Мой первый выход в большой мир совпал с окончанием дежурства медсестры. Мы вместе вышли за ворота больницы.
Передо мной стояли три задачи:
а) на людей посмотреть и себя показать;
б) побывать на месте, где меня обнаружили;
в) повидаться с капитаном Бражко и рассказать ему о найденной визитной карточке, а заодно потребовать отчета, что было предпринято по моему делу.
Проводив девушку до остановки и посадив ее в трамвай, я остался один на один с городом. Анна объяснила, как лучше доехать до старогородского моста, но мне хотелось размяться, поэтому я решил отправиться туда пешком, тем более что это было не так уж и далеко, а времени — хоть отбавляй.
Я шел в толпе спешащих куда-то по своим делам пешеходов. Нельзя сказать, что я чувствовал себя совсем плохо.
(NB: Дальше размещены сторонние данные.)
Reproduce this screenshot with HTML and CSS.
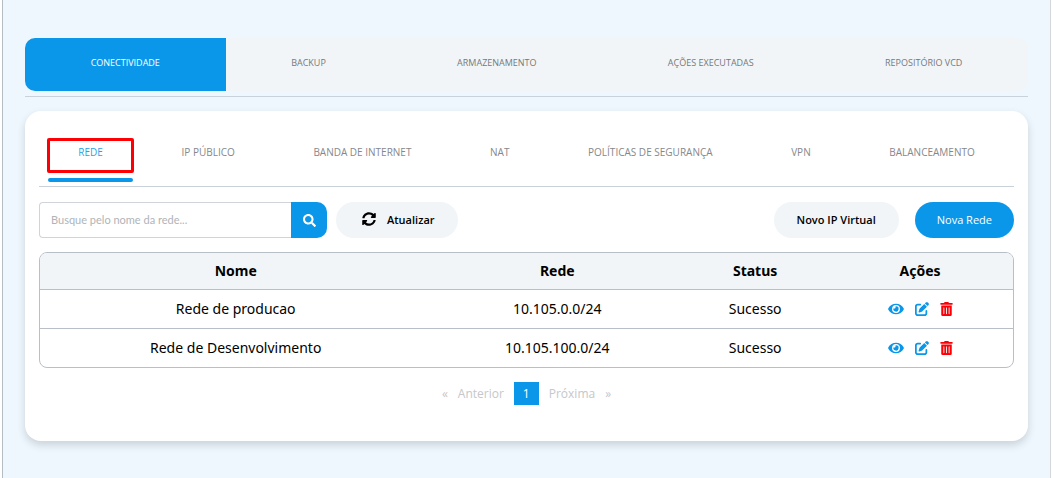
FILE: index.html
```
<!DOCTYPE html>
<html lang="pt-BR">
<head>
<meta charset="UTF-8">
<meta name="viewport" content="width=device-width, initial-scale=1.0">
<title>Conectividade - Redes</title>
<link rel="stylesheet" href="styles.css">
</head>
<body>
<svg class="sprite" aria-hidden="true">
    <symbol id="icon-search" viewBox="0 0 512 512">
        <path d="M505 442.700 405.300 343c-4.500-4.500-10.600-7-17-7H372c27.600-35.300 44-79.700 44-128C416 93.100 322.900 0 208 0S0 93.100 0 208s93.100 208 208 208c48.300 0 92.700-16.400 128-44v16.300c0 6.400 2.500 12.500 7 17l99.700 99.700c9.400 9.400 24.600 9.400 33.900 0l28.300-28.300c9.400-9.400 9.400-24.600.1-34zM208 336c-70.700 0-128-57.200-128-128 0-70.700 57.200-128 128-128 70.700 0 128 57.200 128 128 0 70.700-57.200 128-128 128z"/>
    </symbol>
    <symbol id="icon-sync" viewBox="0 0 512 512">
        <path d="M370.700 133.300C339.500 104 298.900 88 255.800 88c-77.500.1-144.300 53.200-162.800 126.900-1.300 5.400-6.100 9.100-11.700 9.100H24.100c-7.500 0-13.200-6.800-11.800-14.200C33.900 94.900 134.800 8 256 8c66.400 0 126.800 26.100 171.300 68.700L463 41c15.100-15.100 41-4.400 41 17v134c0 13.300-10.700 24-24 24H346c-21.400 0-32.100-25.900-17-41zM32 296h134c21.400 0 32.100 25.900 17 41l-41.800 41.800c31.300 29.300 71.800 45.300 114.900 45.300 77.400-.1 144.300-53.100 162.800-126.800 1.300-5.400 6.100-9.100 11.700-9.100h57.300c7.500 0 13.200 6.800 11.800 14.200C478.100 417.100 377.200 504 256 504c-66.400 0-126.800-26.100-171.300-68.700L49 471c-15.100 15.100-41 4.400-41-17V320c0-13.300 10.700-24 24-24z"/>
    </symbol>
    <symbol id="icon-eye" viewBox="0 0 576 512">
        <path d="M572.500 241.400C518.300 135.600 410.900 64 288 64S57.700 135.600 3.500 241.400a32.400 32.400 0 0 0 0 29.200C57.700 376.400 165.100 448 288 448s230.300-71.600 284.500-177.400a32.400 32.400 0 0 0 0-29.200zM288 400a144 144 0 1 1 144-144 143.900 143.900 0 0 1-144 144zm0-240a95.300 95.300 0 0 0-25.300 3.800 47.900 47.900 0 0 1-66.900 66.900A95.800 95.800 0 1 0 288 160z"/>
    </symbol>
    <symbol id="icon-edit" viewBox="0 0 512 512">
        <path d="M471.600 21.700c-21.900-21.900-57.300-21.900-79.200 0L362.300 51.700l97.900 97.900 30.100-30.100c21.900-21.900 21.900-57.300 0-79.200zM172.400 241.700c-6.100 6.100-10.800 13.600-13.500 21.900l-29.600 88.800c-2.900 8.600-.6 18.100 5.800 24.600s15.900 8.700 24.600 5.800l88.800-29.600c8.200-2.700 15.700-7.400 21.900-13.500L437.700 172.300 339.700 74.300zM96 64c-53 0-96 43-96 96v256c0 53 43 96 96 96h256c53 0 96-43 96-96v-96c0-17.700-14.300-32-32-32s-32 14.300-32 32v96c0 17.700-14.300 32-32 32H96c-17.700 0-32-14.300-32-32V160c0-17.700 14.300-32 32-32h96c17.700 0 32-14.300 32-32s-14.300-32-32-32z"/>
    </symbol>
    <symbol id="icon-trash" viewBox="0 0 448 512">
        <path d="M32 464a48 48 0 0 0 48 48h288a48 48 0 0 0 48-48V128H32zm272-256a16 16 0 0 1 32 0v224a16 16 0 0 1-32 0zm-96 0a16 16 0 0 1 32 0v224a16 16 0 0 1-32 0zm-96 0a16 16 0 0 1 32 0v224a16 16 0 0 1-32 0zM432 32H312l-9.400-18.700A24 24 0 0 0 281.100 0H166.800a23.700 23.700 0 0 0-21.400 13.300L136 32H16A16 16 0 0 0 0 48v32a16 16 0 0 0 16 16h416a16 16 0 0 0 16-16V48a16 16 0 0 0-16-16z"/>
    </symbol>
</svg>

<main class="page">
    <nav class="main-tabs">
        <a href="#" class="active">CONECTIVIDADE</a>
        <a href="#">BACKUP</a>
        <a href="#">ARMAZENAMENTO</a>
        <a href="#">AÇÕES EXECUTADAS</a>
        <a href="#">REPOSITÓRIO VCD</a>
    </nav>

    <section class="card">
        <nav class="sub-tabs">
            <a href="#" class="active">REDE</a>
            <a href="#">IP PÚBLICO</a>
            <a href="#">BANDA DE INTERNET</a>
            <a href="#">NAT</a>
            <a href="#">POLÍTICAS DE SEGURANÇA</a>
            <a href="#">VPN</a>
            <a href="#">BALANCEAMENTO</a>
        </nav>

        <div class="toolbar">
            <form class="search">
                <input type="text" placeholder="Busque pelo nome da rede..." aria-label="Busque pelo nome da rede">
                <button type="button" aria-label="Buscar"><svg><use href="#icon-search"/></svg></button>
            </form>
            <button type="button" class="btn"><svg><use href="#icon-sync"/></svg>Atualizar</button>
            <div class="toolbar-right">
                <button type="button" class="btn">Novo IP Virtual</button>
                <button type="button" class="btn btn-primary">Nova Rede</button>
            </div>
        </div>

        <table>
            <thead>
                <tr>
                    <th>Nome</th>
                    <th>Rede</th>
                    <th>Status</th>
                    <th>Ações</th>
                </tr>
            </thead>
            <tbody>
                <tr>
                    <td>Rede de producao</td>
                    <td>10.105.0.0/24</td>
                    <td>Sucesso</td>
                    <td>
                        <div class="actions">
                            <button type="button" aria-label="Visualizar"><svg class="eye"><use href="#icon-eye"/></svg></button>
                            <button type="button" aria-label="Editar"><svg><use href="#icon-edit"/></svg></button>
                            <button type="button" class="delete" aria-label="Excluir"><svg><use href="#icon-trash"/></svg></button>
                        </div>
                    </td>
                </tr>
                <tr>
                    <td>Rede de Desenvolvimento</td>
                    <td>10.105.100.0/24</td>
                    <td>Sucesso</td>
                    <td>
                        <div class="actions">
                            <button type="button" aria-label="Visualizar"><svg class="eye"><use href="#icon-eye"/></svg></button>
                            <button type="button" aria-label="Editar"><svg><use href="#icon-edit"/></svg></button>
                            <button type="button" class="delete" aria-label="Excluir"><svg><use href="#icon-trash"/></svg></button>
                        </div>
                    </td>
                </tr>
            </tbody>
        </table>

        <nav class="pagination">
            <a href="#" aria-label="Primeira">«</a>
            <a href="#">Anterior</a>
            <a href="#" class="current">1</a>
            <a href="#">Próxima</a>
            <a href="#" aria-label="Última">»</a>
        </nav>
    </section>
</main>
</body>
</html>
```
FILE: styles.css
```
* {
    box-sizing: border-box;
}
body {
    margin: 0;
    background-color: #fff;
    font-family: "Open Sans", "Noto Sans", sans-serif;
    color: #000;
}
a {
    text-decoration: none;
}
button {
    font-family: inherit;
    border: none;
    cursor: pointer;
}
svg {
    display: block;
    fill: currentColor;
}
.sprite {
    display: none;
}
.page {
    min-height: 100vh;
    margin: 0 1px 0 2px;
    padding: 38px 22px;
    background-color: #eef7fe;
    border-left: 1px solid #b5bcc2;
    border-right: 1px solid #d5d8da;
}

/* abas principais */
.main-tabs {
    display: flex;
    padding-bottom: 5px;
    border-bottom: 1px solid #c9d1da;
}
.main-tabs a {
    flex: 1 1 auto;
    padding: 16px 0 20px;
    background-color: #f1f5f8;
    color: #75797c;
    font-size: 9px;
    line-height: 17px;
    text-align: center;
}
.main-tabs a:last-child {
    border-radius: 0 10px 10px 0;
}
.main-tabs a.active {
    background-color: #0a97ea;
    color: #fff;
    border-radius: 10px 0 0 10px;
}

.card {
    margin-top: 14px;
    padding: 27px 14px 36px;
    background-color: #fff;
    border-radius: 16px;
    box-shadow: 0 4px 8px rgba(0, 0, 0, 0.15);
}

/* abas internas */
.sub-tabs {
    display: flex;
    padding-bottom: 4px;
    border-bottom: 1px solid #c9d1da;
}
.sub-tabs a {
    position: relative;
    flex: 1 1 auto;
    margin: 0 9px;
    padding: 6px 0 17px;
    color: #85888b;
    font-size: 10px;
    line-height: 17px;
    text-align: center;
    border-bottom: 4px solid transparent;
}
.sub-tabs a.active {
    color: #2f9fe0;
}
.sub-tabs a.active::before {
    content: "";
    position: absolute;
    inset: 0 -1px 5px -1px;
    border: 3px solid #fd0006;
    border-radius: 2px;
}
.sub-tabs a.active::after {
    content: "";
    position: absolute;
    inset: auto 0 -4px 0;
    height: 4px;
    background-color: #0a97ea;
    border-radius: 2px;
}

.toolbar {
    display: flex;
    align-items: center;
    gap: 9px;
    margin: 15px 0 14px;
}
.search {
    display: flex;
}
.search input {
    width: 252px;
    height: 36px;
    padding: 0 11px 2px;
    border: 1px solid #ced4da;
    border-right: none;
    border-radius: 4px 0 0 4px;
    font-family: Lato, sans-serif;
    font-size: 11px;
}
.search input::placeholder {
    color: #b0b4b8;
}
.search button {
    width: 36px;
    padding: 0 12px;
    background-color: #0a97ea;
    color: #fff;
    border-radius: 0 10px 10px 0;
}
.search svg {
    width: 13px;
    height: 13px;
}
.btn {
    display: flex;
    align-items: center;
    gap: 11px;
    height: 36px;
    padding: 0 23px 2px;
    background-color: #f1f5f8;
    color: #000;
    border-radius: 18px;
    font-size: 11px;
    font-weight: 600;
}
.btn svg {
    width: 14px;
    height: 14px;
    margin-left: 3px;
}
.btn-primary {
    padding: 0 22px 2px;
    background-color: #0a97ea;
    color: #fff;
    font-weight: 500;
}
.toolbar-right {
    display: flex;
    gap: 16px;
    margin-left: auto;
}

table {
    width: 100%;
    border: 1px solid #b9bfc7;
    border-radius: 8px;
    border-spacing: 0;
    overflow: hidden;
    font-family: "Noto Sans", "Open Sans", sans-serif;
    font-size: 14px;
    line-height: 20px;
    text-align: center;
}
th {
    padding: 8px;
    background-color: #f1f5f8;
}
td {
    padding: 9px 8px;
    border-top: 1px solid #b9bfc7;
}
.actions {
    display: flex;
    justify-content: center;
    gap: 11px;
    padding: 0 4px;
}
.actions button {
    padding: 0;
    background: none;
    color: #0a97ea;
}
.actions svg {
    width: 14px;
    height: 14px;
}
.actions .eye {
    width: 16px;
}
.actions .delete {
    color: #fd0006;
}
.actions .delete svg {
    width: 13px;
}

.pagination {
    display: flex;
    justify-content: center;
    gap: 10px;
    margin-top: 14px;
    font-size: 12px;
    line-height: 23px;
}
.pagination a {
    color: #c5c7c9;
}
.pagination .current {
    padding: 0 9px;
    background-color: #0a97ea;
    color: #fff;
}
```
Приятно было наконец оказаться на воле после насквозь пропитанной фармацевтическими снадобьями и энергетикой расстроенной человеческой психики больничной атмосферы, вдоволь надышаться запахом выхлопных газов ползущих по улицам автомобилей, ибо я, несомненно, относился к числу городских жителей, у которых от избытка озона начинает болеть голова. Так что пока мне было хорошо. Только где-то из подсознания скользкой змейкой уже пыталась выползти предательская мысль, что это мое состояние ненадолго, что все еще очень эфемерно и скоро закончится. В понедельник меня выпишут, и когда я снова окажусь за воротами, то на смену призрачному чувству свободы и опьянения городской суетой придет всепоглощающее чувство одиночества и неприкаянности, а вся эта цветовая гамма — яркие краски рекламных билбордов, улыбающиеся и серьезные лица людей — очень скоро сольется в некую серую, равнодушную к моей судьбе, а точнее, злобную харю, от которой захочется бежать сломя голову. Не последний вопрос: куда?